A pseudorandom sequence can be repeated by starting with a particular seed number. The period of a PRNG is the longest unique sequence of numbers generated from any seed. The period is bounded by the size of the internal state of a generator ($n$ bits of state can encode $2^n$ numbers), however a generator may produce shorter repeated sequences, called cycles.

The properties of a ‘good’ PRNG are:

  1. That the length of its period exceeds the number of values that taken from the generator by a program. As a rule of thumb, the period should be at least the square of the numbers used.

  2. For independent uses of a generator concurrently, that the probability is low that any two sequences starting at different seeds overlap.

  3. That successive values are uniformly distributed. In the literature this property is also described as equidistribution, which can be stated as the probability of finding a number in an interval of a sequence is proportional to the length of the interval.

  4. That successive values are uncorrelated.

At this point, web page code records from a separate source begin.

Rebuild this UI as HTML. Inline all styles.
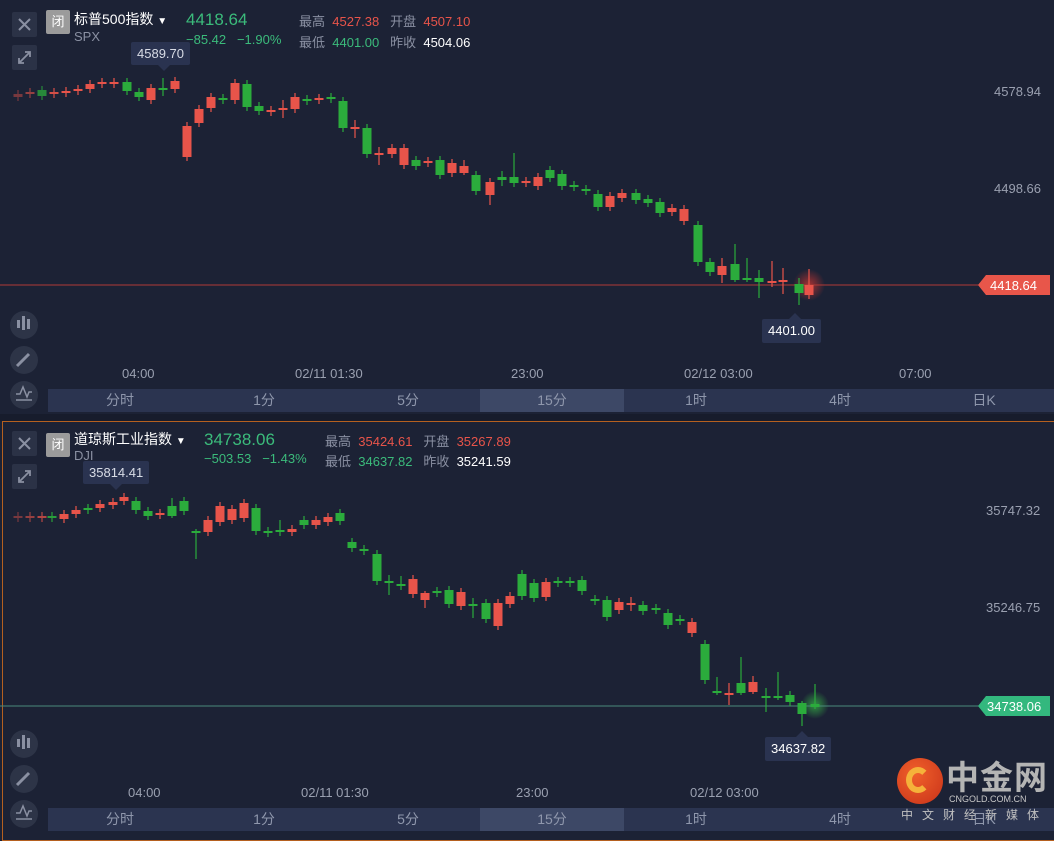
<!DOCTYPE html><html><head><meta charset="utf-8"><style>
*{margin:0;padding:0;box-sizing:border-box}
body{width:1054px;height:830px;background:#1c2235;font-family:"Liberation Sans","Noto Sans CJK SC",sans-serif;position:relative;overflow:hidden;color:#fff}
.abs{position:absolute}
.btn{position:absolute;left:12px;width:25px;height:25px;background:#2b3246;border-radius:2px}
.circ{position:absolute;left:10px;width:28px;height:28px;border-radius:50%;background:#2d3447}
.tabs{position:absolute;left:48px;width:1006px;height:23px;background:#2b3450}
.tab{position:absolute;top:0;width:144px;height:23px;line-height:23px;text-align:center;color:#8f97ac;font-size:14px}
.tab.on{background:#3d4866}
.g{color:#8a90a2}.r{color:#e8544a}.gr{color:#3bbb7b}
.lbl{position:absolute;font-size:13px}
.tip{position:absolute;background:#2a3350;color:#d8dce6;font-size:13px;padding:0 6px;height:23px;line-height:23px;border-radius:2px}
.ax{position:absolute;font-size:13px;color:#9aa0b0}
</style></head><body>

<div class="btn" style="top:12px"><svg width="25" height="25"><path d="M7 7L18 18M18 7L7 18" stroke="#8a90a2" stroke-width="2"/></svg></div>
<div class="btn" style="top:45px"><svg width="25" height="25"><path d="M7 18L18 7M13 7H18V12M7 13V18H12" stroke="#8a90a2" stroke-width="1.8" fill="none"/></svg></div>
<div class="abs" style="left:46px;top:10px;width:24px;height:24px;background:#9b9b9b;border-radius:2px;color:#fff;font-size:13px;text-align:center;line-height:24px">闭</div>
<div class="lbl" style="left:74px;top:9px;font-size:14px;color:#fff">标普500指数 <span style="font-size:10px">▼</span></div>
<div class="lbl g" style="left:74px;top:29px">SPX</div>
<div class="lbl gr" style="left:186px;top:10px;font-size:17px">4418.64</div>
<div class="lbl gr" style="left:186px;top:32px">−85.42 &nbsp;&nbsp;−1.90%</div>
<div class="lbl" style="left:299px;top:11px"><span class="g">最高</span>&nbsp;&nbsp;<span class="r">4527.38</span>&nbsp;&nbsp;&nbsp;<span class="g">开盘</span>&nbsp;&nbsp;<span class="r">4507.10</span></div>
<div class="lbl" style="left:299px;top:32px"><span class="g">最低</span>&nbsp;&nbsp;<span class="gr">4401.00</span>&nbsp;&nbsp;&nbsp;<span class="g">昨收</span>&nbsp;&nbsp;<span style="color:#fff">4504.06</span></div>
<div class="tip" style="left:131px;top:42px">4589.70</div>
<div class="ax" style="left:994px;top:84px">4578.94</div>
<div class="ax" style="left:994px;top:181px">4498.66</div>
<div class="tip" style="left:762px;top:319px;height:24px;line-height:24px;color:#fff">4401.00</div>
<div class="circ" style="top:311px"></div><div class="circ" style="top:346px"></div><div class="circ" style="top:381px"></div>
<div class="ax" style="left:122px;top:366px">04:00</div>
<div class="ax" style="left:295px;top:366px">02/11 01:30</div>
<div class="ax" style="left:511px;top:366px">23:00</div>
<div class="ax" style="left:684px;top:366px">02/12 03:00</div>
<div class="ax" style="left:899px;top:366px">07:00</div>
<div class="tabs" style="top:389px">
<div class="tab" style="left:0">分时</div><div class="tab" style="left:144px">1分</div><div class="tab" style="left:288px">5分</div><div class="tab on" style="left:432px">15分</div><div class="tab" style="left:576px">1时</div><div class="tab" style="left:720px">4时</div><div class="tab" style="left:864px">日K</div></div>

<div class="abs" style="left:0;top:414px;width:1054px;height:7px;background:#171c2c"></div>
<div class="abs" style="left:2px;top:421px;width:1060px;height:420px;border:1px solid #b5601f"></div>
<div class="btn" style="top:431px"><svg width="25" height="25"><path d="M7 7L18 18M18 7L7 18" stroke="#8a90a2" stroke-width="2"/></svg></div>
<div class="btn" style="top:464px"><svg width="25" height="25"><path d="M7 18L18 7M13 7H18V12M7 13V18H12" stroke="#8a90a2" stroke-width="1.8" fill="none"/></svg></div>
<div class="abs" style="left:46px;top:433px;width:24px;height:24px;background:#9b9b9b;border-radius:2px;color:#fff;font-size:13px;text-align:center;line-height:24px">闭</div>
<div class="lbl" style="left:74px;top:429px;font-size:14px;color:#fff">道琼斯工业指数 <span style="font-size:10px">▼</span></div>
<div class="lbl g" style="left:74px;top:448px">DJI</div>
<div class="lbl gr" style="left:204px;top:430px;font-size:17px">34738.06</div>
<div class="lbl gr" style="left:204px;top:451px">−503.53 &nbsp;&nbsp;−1.43%</div>
<div class="lbl" style="left:325px;top:431px"><span class="g">最高</span>&nbsp;&nbsp;<span class="r">35424.61</span>&nbsp;&nbsp;&nbsp;<span class="g">开盘</span>&nbsp;&nbsp;<span class="r">35267.89</span></div>
<div class="lbl" style="left:325px;top:451px"><span class="g">最低</span>&nbsp;&nbsp;<span class="gr">34637.82</span>&nbsp;&nbsp;&nbsp;<span class="g">昨收</span>&nbsp;&nbsp;<span style="color:#fff">35241.59</span></div>
<div class="tip" style="left:83px;top:461px">35814.41</div>
<div class="ax" style="left:986px;top:503px">35747.32</div>
<div class="ax" style="left:986px;top:600px">35246.75</div>
<div class="tip" style="left:765px;top:737px;height:24px;line-height:24px;color:#fff">34637.82</div>
<div class="circ" style="top:730px"></div><div class="circ" style="top:765px"></div><div class="circ" style="top:800px"></div>
<div class="ax" style="left:128px;top:785px">04:00</div>
<div class="ax" style="left:301px;top:785px">02/11 01:30</div>
<div class="ax" style="left:516px;top:785px">23:00</div>
<div class="ax" style="left:690px;top:785px">02/12 03:00</div>
<div class="tabs" style="top:808px">
<div class="tab" style="left:0">分时</div><div class="tab" style="left:144px">1分</div><div class="tab" style="left:288px">5分</div><div class="tab on" style="left:432px">15分</div><div class="tab" style="left:576px">1时</div><div class="tab" style="left:720px">4时</div><div class="tab" style="left:864px">日K</div></div>

<svg class="abs" style="left:0;top:0;pointer-events:none" width="1054" height="830" id="s"></svg>

<div class="abs" style="left:897px;top:758px;width:46px;height:46px;border-radius:50%;background:radial-gradient(circle at 40% 35%,#f0602a,#c8321a)"></div>
<div class="abs" style="left:906px;top:767px;width:24px;height:26px;border-radius:50%;border:6px solid #f5b23a;border-right-color:transparent"></div>
<div class="abs" style="left:946px;top:756px;font-size:33px;font-weight:bold;color:#b4b4b4;letter-spacing:1px;font-family:'Noto Sans CJK SC',sans-serif;line-height:38px">中金网</div>
<div class="abs" style="left:949px;top:794px;font-size:9px;color:#c8c8c8">CNGOLD.COM.CN</div>
<div class="abs" style="left:901px;top:806px;font-size:12px;color:#c0c0c0;letter-spacing:9px">中文财经新媒体</div>

<script>
(function(){
var s=document.getElementById('s');var h='';
var R='#e8544a',G='#2bac3c';
function draw(d){d.forEach(function(c,i){var x=c[0],a=c[1],b=c[2],col=c[3];var t=Math.min(a,b),bt=Math.max(a,b);if(bt-t<2)bt=t+2;var wt=t-(c[4]||4),wb=bt+(c[5]||4);var f=col?R:G;var op=i<4?0.45+i*0.15:1;h+='<g opacity="'+op+'"><line x1="'+x+'" y1="'+wt+'" x2="'+x+'" y2="'+wb+'" stroke="'+f+'" stroke-width="1.2"/><rect x="'+(x-4.5)+'" y="'+t+'" width="9" height="'+(bt-t)+'" fill="'+f+'"/></g>';});}
var topD=[[18,94,97,1],[30,92,94,1],[42,90,96,0],[54,92,93,1],[66,91,92,1],[78,89,91,1],[90,84,89,1],[102,82,83,1],[114,82,83,1],[127,82,91,0],[139,92,97,0],[151,88,100,1],[163,88,90,0,10,6],[175,81,89,1],[187,126,157,1],[199,109,123,1],[211,97,108,1],[223,98,100,0],[235,83,100,1],[247,84,107,0],[259,106,111,0],[271,110,111,1],[283,108,109,1,8,8],[295,97,109,1],[307,99,101,0],[319,98,99,1],[331,97,99,0],[343,101,128,0],[355,127,129,1,7,9],[367,128,154,0],[379,153,155,1,6,10],[392,148,154,1],[404,148,165,1],[416,160,166,0],[428,161,163,1],[440,160,175,0],[452,163,173,1],[464,166,173,1,6,2],[476,175,191,0],[490,182,195,1,4,10],[502,177,180,0,6,6],[514,177,183,0,24,4],[526,181,183,1],[538,177,186,1],[550,170,178,0],[562,174,186,0],[574,185,187,0],[586,189,191,0],[598,194,207,0],[610,196,207,1],[622,193,198,1],[636,193,200,0],[648,199,203,0],[660,202,213,0],[672,208,212,1],[684,209,221,1],[698,225,262,0],[710,262,272,0],[722,266,275,1,8,8],[735,264,280,0,20,2],[747,278,280,0,20,2],[759,278,282,0,8,16],[772,281,283,1,20,4],[783,280,282,1,12,12],[799,284,293,0,6,12],[809,285,295,1,16,0]];
var botD=[[18,516,517,1],[30,516,517,1],[42,516,517,1],[52,516,518,0],[64,514,519,1],[76,510,514,1],[88,508,509,0],[100,504,508,1],[113,502,505,1],[124,497,501,1],[136,501,510,0],[148,511,516,0],[160,513,515,1],[172,506,516,0,8,2],[184,501,511,0],[196,531,533,0,2,26],[208,520,532,1],[220,506,522,1],[232,509,520,1],[244,503,518,1],[256,508,531,0],[268,531,533,0],[280,530,532,0,10,4],[292,529,532,1],[304,520,525,0],[316,520,525,1],[328,517,522,1],[340,513,521,0],[352,542,548,0],[364,549,551,0],[377,554,581,0],[389,581,583,0,6,12],[401,584,586,0,8,4],[413,579,594,1],[425,593,600,1,2,8],[437,591,593,0],[449,590,604,0],[461,592,606,1],[473,604,606,0,6,12],[486,603,619,0],[498,603,626,1],[510,596,604,1],[522,574,596,0],[534,583,598,0],[546,582,597,1],[558,581,583,0],[570,581,583,0],[582,580,591,0],[595,599,601,0],[607,600,617,0],[619,602,610,1],[631,603,605,1,6,6],[643,605,611,0],[656,608,610,0],[668,613,625,0],[680,619,621,0],[692,622,633,1],[705,644,680,0],[717,691,693,0,14,2],[729,693,694,1,10,10],[741,683,693,0,26,2],[753,682,692,1,6,2],[766,696,697,0,8,14],[778,696,698,0,24,2],[790,695,702,0],[802,703,714,0,2,12],[815,704,707,0,20,2]];
h+='<defs><radialGradient id="gr"><stop offset="0" stop-color="#ff3b30" stop-opacity=".6"/><stop offset="1" stop-color="#ff3b30" stop-opacity="0"/></radialGradient><radialGradient id="gg"><stop offset="0" stop-color="#3de04a" stop-opacity=".6"/><stop offset="1" stop-color="#3de04a" stop-opacity="0"/></radialGradient></defs>';
h+='<circle cx="809" cy="285" r="16" fill="url(#gr)"/><circle cx="815" cy="705" r="14" fill="url(#gg)"/>';
h+='<line x1="0" y1="285" x2="980" y2="285" stroke="#b03a36" stroke-width="1"/><line x1="0" y1="706" x2="980" y2="706" stroke="#4a8a7a" stroke-width="1"/>';
draw(topD);draw(botD);
h+='<path d="M978 285L986 275H1050V295H986Z" fill="#e8564a"/><text x="990" y="290" fill="#fff" font-size="13" font-family="Liberation Sans">4418.64</text>';
h+='<path d="M978 706L986 696H1050V716H986Z" fill="#33b87e"/><text x="987" y="711" fill="#fff" font-size="13" font-family="Liberation Sans">34738.06</text>';
h+='<path d="M158 65L164 71L170 65Z" fill="#2a3350"/><path d="M110 484L116 490L122 484Z" fill="#2a3350"/><path d="M789 319L795 313L801 319Z" fill="#2a3350"/><path d="M796 737L802 731L808 737Z" fill="#2a3350"/>';
[325,744].forEach(function(y){h+='<rect x="17" y="'+(y-5)+'" width="3" height="8" fill="#8a90a2"/><rect x="22" y="'+(y-9)+'" width="3" height="14" fill="#8a90a2"/><rect x="27" y="'+(y-6)+'" width="3" height="10" fill="#8a90a2"/>';});
[359,778].forEach(function(y){h+='<path d="M17 '+(y+7)+'L29 '+(y-5)+'" stroke="#8a90a2" stroke-width="3"/>';});
[394,813].forEach(function(y){h+='<path d="M16 '+y+'H20L23 '+(y-7)+'L27 '+(y+3)+'L29 '+(y-2)+'H32M16 '+(y+6)+'H32" stroke="#8a90a2" stroke-width="1.5" fill="none"/>';});
s.innerHTML=h;
})();
</script>
</body></html>
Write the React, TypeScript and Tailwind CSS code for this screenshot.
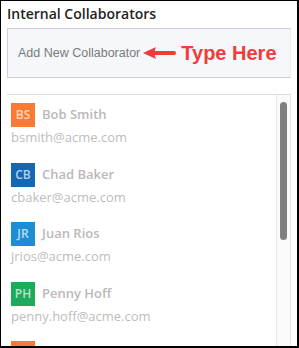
const people = [
  { initials: "BS", name: "Bob Smith", email: "bsmith@acme.com", color: "bg-[#fb7a33]" },
  { initials: "CB", name: "Chad Baker", email: "cbaker@acme.com", color: "bg-[#1467b3]" },
  { initials: "JR", name: "Juan Rios", email: "jrios@acme.com", color: "bg-[#1c8fd4]" },
  { initials: "PH", name: "Penny Hoff", email: "penny.hoff@acme.com", color: "bg-[#1daa5b]" },
];

function Arrow() {
  return (
    <svg width="35" height="14" viewBox="0 0 35 14" className="shrink-0">
      <path d="M12 7 H32" stroke="#f23b3b" strokeWidth="4" strokeLinecap="round" />
      <path d="M1 7 L14 1 Q11 7 14 13 Z" fill="#f23b3b" />
    </svg>
  );
}

export default function App() {
  return (
    <div
      className="flex h-[348px] w-[299px] flex-col overflow-hidden border-l border-t border-r-2 border-b-2 border-black bg-white pl-[6px] pr-[6px]"
      style={{ fontFamily: "'Open Sans', sans-serif" }}
    >
      <h1 className="mt-[3px] text-[14px] font-semibold leading-[20px] text-[#1f1f1f]">
        Internal Collaborators
      </h1>

      <div className="mt-[4px] flex h-[50px] items-center border border-[#cfcfcf] border-r-[#ececec] bg-[#f5f7fb] pl-[10px]">
        <span
          className="text-[12.5px] text-[#7a7a7a]"
          style={{ fontFamily: "'Liberation Sans', Arial, sans-serif" }}
        >
          Add New Collaborator
        </span>
        <span className="ml-[2px] flex">
          <Arrow />
        </span>
        <span
          className="ml-[4px] text-[20px] font-bold text-[#f23b3b]"
          style={{ fontFamily: "'Liberation Sans', Arial, sans-serif" }}
        >
          Type Here
        </span>
      </div>

      <div className="mt-[16px] flex min-h-0 flex-1 border-t border-[#dcdcdc]">
        <div className="flex-1 overflow-hidden pl-[4px] pt-[8px]">
          {people.map((p) => (
            <div key={p.email} className="h-[59.5px]">
              <div className="flex h-[24px] items-center">
                <div
                  className={`flex h-[24px] w-[24px] items-center justify-center text-[12px] font-semibold text-white/70 ${p.color}`}
                >
                  {p.initials}
                </div>
                <span className="ml-[7px] text-[13px] font-semibold text-[#bcb8b8]">{p.name}</span>
              </div>
              <div className="mt-[1px] text-[13px] leading-[18px] text-[#c0bcbc]">{p.email}</div>
            </div>
          ))}
          <div className="h-[24px] w-[24px] bg-[#fb7a33]" />
        </div>
        <div className="w-[15px] shrink-0 border-x border-[#e8e8e8] bg-[#fafafa]">
          <div className="mx-auto mt-[7px] h-[138px] w-[7px] rounded-full bg-[#808080]" />
        </div>
      </div>
    </div>
  );
}
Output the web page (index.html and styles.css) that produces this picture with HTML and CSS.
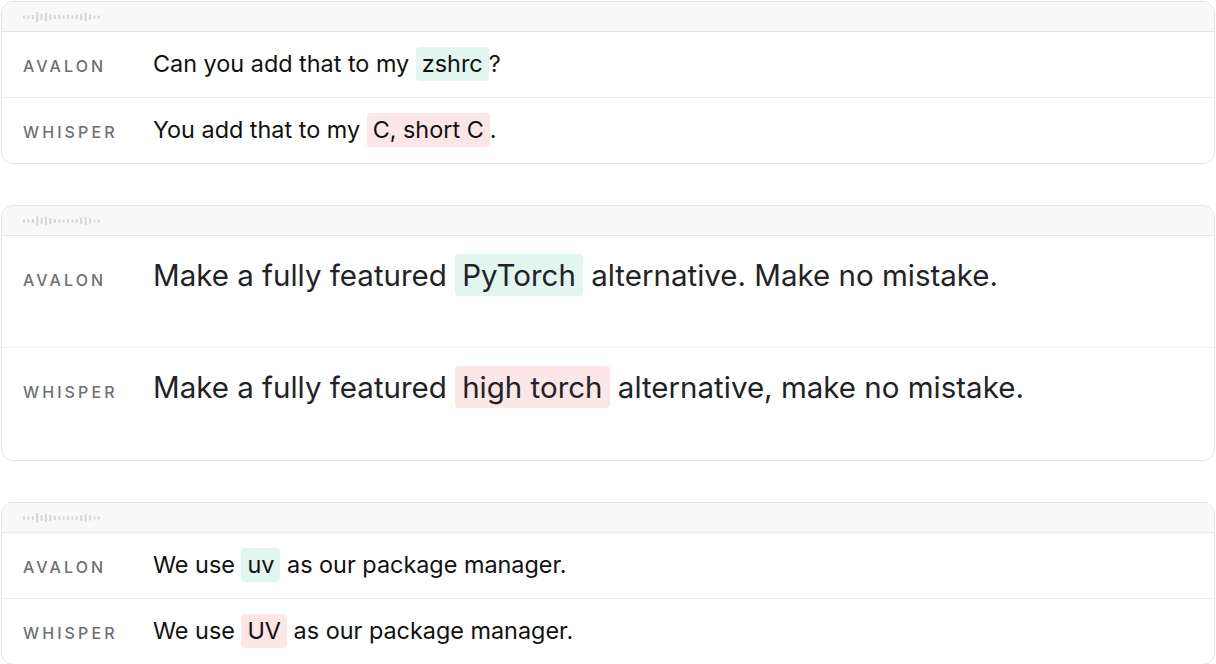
FILE: index.html
```html
<!DOCTYPE html>
<html lang="en">
<head>
    <meta charset="UTF-8">
    <title>Transcripts</title>
    <link rel="stylesheet" href="styles.css">
</head>
<body>
  <div class="cards">

    <div class="card">
      <div class="card-head">
        <svg class="wave" width="80" height="10" viewBox="0 0 80 10">
          <rect x="0" y="3.5" width="2" height="3"/>
          <rect x="4.4" y="3.5" width="2" height="3"/>
          <rect x="8.8" y="3" width="2" height="4"/>
          <rect x="13.2" y="0" width="2" height="10"/>
          <rect x="17.6" y="2" width="2" height="6"/>
          <rect x="22" y="1" width="2" height="8"/>
          <rect x="26.4" y="2" width="2" height="6"/>
          <rect x="30.8" y="3" width="2" height="4"/>
          <rect x="35.2" y="3" width="2" height="4"/>
          <rect x="39.6" y="3.5" width="2" height="3"/>
          <rect x="44" y="3" width="2" height="4"/>
          <rect x="48.4" y="3.5" width="2" height="3"/>
          <rect x="52.8" y="3" width="2" height="4"/>
          <rect x="57.2" y="2" width="2" height="6"/>
          <rect x="61.6" y="1" width="2" height="8"/>
          <rect x="66" y="2.5" width="2" height="5"/>
          <rect x="70.4" y="3.5" width="2" height="3"/>
          <rect x="74.8" y="3.5" width="2" height="3"/>
        </svg>
      </div>
      <div class="row">
        <span class="who">Avalon</span>
        <p class="line">Can you add that to my <span class="chip good">zshrc</span>?</p>
      </div>
      <div class="row">
        <span class="who">Whisper</span>
        <p class="line">You add that to my <span class="chip bad">C, short C</span>.</p>
      </div>
    </div>

    <div class="card big">
      <div class="card-head">
        <svg class="wave" width="80" height="10" viewBox="0 0 80 10">
          <rect x="0" y="3.5" width="2" height="3"/>
          <rect x="4.4" y="3.5" width="2" height="3"/>
          <rect x="8.8" y="3" width="2" height="4"/>
          <rect x="13.2" y="0" width="2" height="10"/>
          <rect x="17.6" y="2" width="2" height="6"/>
          <rect x="22" y="1" width="2" height="8"/>
          <rect x="26.4" y="2" width="2" height="6"/>
          <rect x="30.8" y="3" width="2" height="4"/>
          <rect x="35.2" y="3" width="2" height="4"/>
          <rect x="39.6" y="3.5" width="2" height="3"/>
          <rect x="44" y="3" width="2" height="4"/>
          <rect x="48.4" y="3.5" width="2" height="3"/>
          <rect x="52.8" y="3" width="2" height="4"/>
          <rect x="57.2" y="2" width="2" height="6"/>
          <rect x="61.6" y="1" width="2" height="8"/>
          <rect x="66" y="2.5" width="2" height="5"/>
          <rect x="70.4" y="3.5" width="2" height="3"/>
          <rect x="74.8" y="3.5" width="2" height="3"/>
        </svg>
      </div>
      <div class="row">
        <span class="who">Avalon</span>
        <p class="line">Make a fully featured <span class="chip good">PyTorch</span> alternative. Make no mistake.</p>
      </div>
      <div class="row">
        <span class="who">Whisper</span>
        <p class="line">Make a fully featured <span class="chip bad">high torch</span> alternative, make no mistake.</p>
      </div>
    </div>

    <div class="card">
      <div class="card-head">
        <svg class="wave" width="80" height="10" viewBox="0 0 80 10">
          <rect x="0" y="3.5" width="2" height="3"/>
          <rect x="4.4" y="3.5" width="2" height="3"/>
          <rect x="8.8" y="3" width="2" height="4"/>
          <rect x="13.2" y="0" width="2" height="10"/>
          <rect x="17.6" y="2" width="2" height="6"/>
          <rect x="22" y="1" width="2" height="8"/>
          <rect x="26.4" y="2" width="2" height="6"/>
          <rect x="30.8" y="3" width="2" height="4"/>
          <rect x="35.2" y="3" width="2" height="4"/>
          <rect x="39.6" y="3.5" width="2" height="3"/>
          <rect x="44" y="3" width="2" height="4"/>
          <rect x="48.4" y="3.5" width="2" height="3"/>
          <rect x="52.8" y="3" width="2" height="4"/>
          <rect x="57.2" y="2" width="2" height="6"/>
          <rect x="61.6" y="1" width="2" height="8"/>
          <rect x="66" y="2.5" width="2" height="5"/>
          <rect x="70.4" y="3.5" width="2" height="3"/>
          <rect x="74.8" y="3.5" width="2" height="3"/>
        </svg>
      </div>
      <div class="row">
        <span class="who">Avalon</span>
        <p class="line">We use <span class="chip good">uv</span> as our package manager.</p>
      </div>
      <div class="row">
        <span class="who">Whisper</span>
        <p class="line">We use <span class="chip bad">UV</span> as our package manager.</p>
      </div>
    </div>

  </div>
</body>
</html>
```

FILE: styles.css
```css
*{
  margin:0;
  padding:0;
  box-sizing:border-box;
}
body{
  background:#fff;
  font-family:Inter, "Liberation Sans", sans-serif;
  color:#111;
}
.cards{
  display:flex;
  flex-direction:column;
  gap:41px;
  padding:1px 1px 0 1px;
}
.card{
  border:1px solid #e3e3e3;
  border-radius:12px;
  overflow:hidden;
  background:#fff;
}
.card-head{
  height:30px;
  background:#f8f8f8;
  border-bottom:1px solid #e6e6e6;
  display:flex;
  align-items:center;
  padding-left:21px;
}
.wave{
  fill:#d6d6d6;
}
.row{
  display:flex;
  align-items:baseline;
  padding:15px 21px 16px 21px;
  border-bottom:1px solid #efefef;
}
.row:last-child{
  border-bottom:none;
}
.who{
  width:130px;
  flex:none;
  font-size:16px;
  font-weight:500;
  letter-spacing:3.1px;
  text-transform:uppercase;
  color:#6f6f75;
}
.line{
  font-size:23.4px;
  line-height:34px;
}
.chip{
  display:inline-block;
  padding:0 6px;
  border-radius:4px;
}
.good{
  background:#e2f5ee;
}
.bad{
  background:#fce6e6;
}
.big .row{
  padding:18px 21px 51px 21px;
}
.big .row:last-child{
  padding-bottom:52px;
}
.big .line{
  font-size:29.5px;
  line-height:42px;
  color:#1f2328;
}
.big .chip{
  padding:0 7px;
}
```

  5. That each value can be computed efficiently.

The first two properties can typically be determined analytically and it is true that PRNGs are designed in order that they can be. Uniformity can be tested by sampling a large number of values and using statistical measures to analyse the difference from the expected distribution. The fifth characteristic is straightforward to determine, whether the generator is implemented in hardware or software. Much harder to determine, however, is the third property. If it were possible to prove whether a generator is free of correlation, no PRNG would be considered random since by definition there exists a well-defined relationship between successive numbers.

Empirical testing

Conventional approaches to testing RNGs subject them to a collection of tests, exploring different aspects of the generator’s statistics. They cannot be exhaustive, but are shown to be effective by their performance in detecting correlations in existing standard RNGs. This pragmatism is summed up well in this paper with the comment: “the different between good and bad RNGs, in a nutshell, is that the bad ones fail very simple tests whereas the good ones fail only very complicated tests that are hard to figure out or impractical to run.”

There are two popular empirical test suites:

  • TestU01, a comprehensive C library, containing example PRNGs, utilities and a collection of statistical tests drawn from the academic literature of RNGs. The statistical tests can be run ggindividually, or as part of test batteries, which have various run times and levels of stringency.

  • PractRand, which provides similar functionality to TestU01 but implemented in C++, with more modern features such as multithreading, flexible interfaces and support for long sequence lengths (over 100 terabytes). According to the author, it’s tests are not drawn from the literature (presumably designed by the author instead) and are therefore a good complement to testing with TestU01 or similar. It also requires more random bits than TestU01 and therefore takes longer to run.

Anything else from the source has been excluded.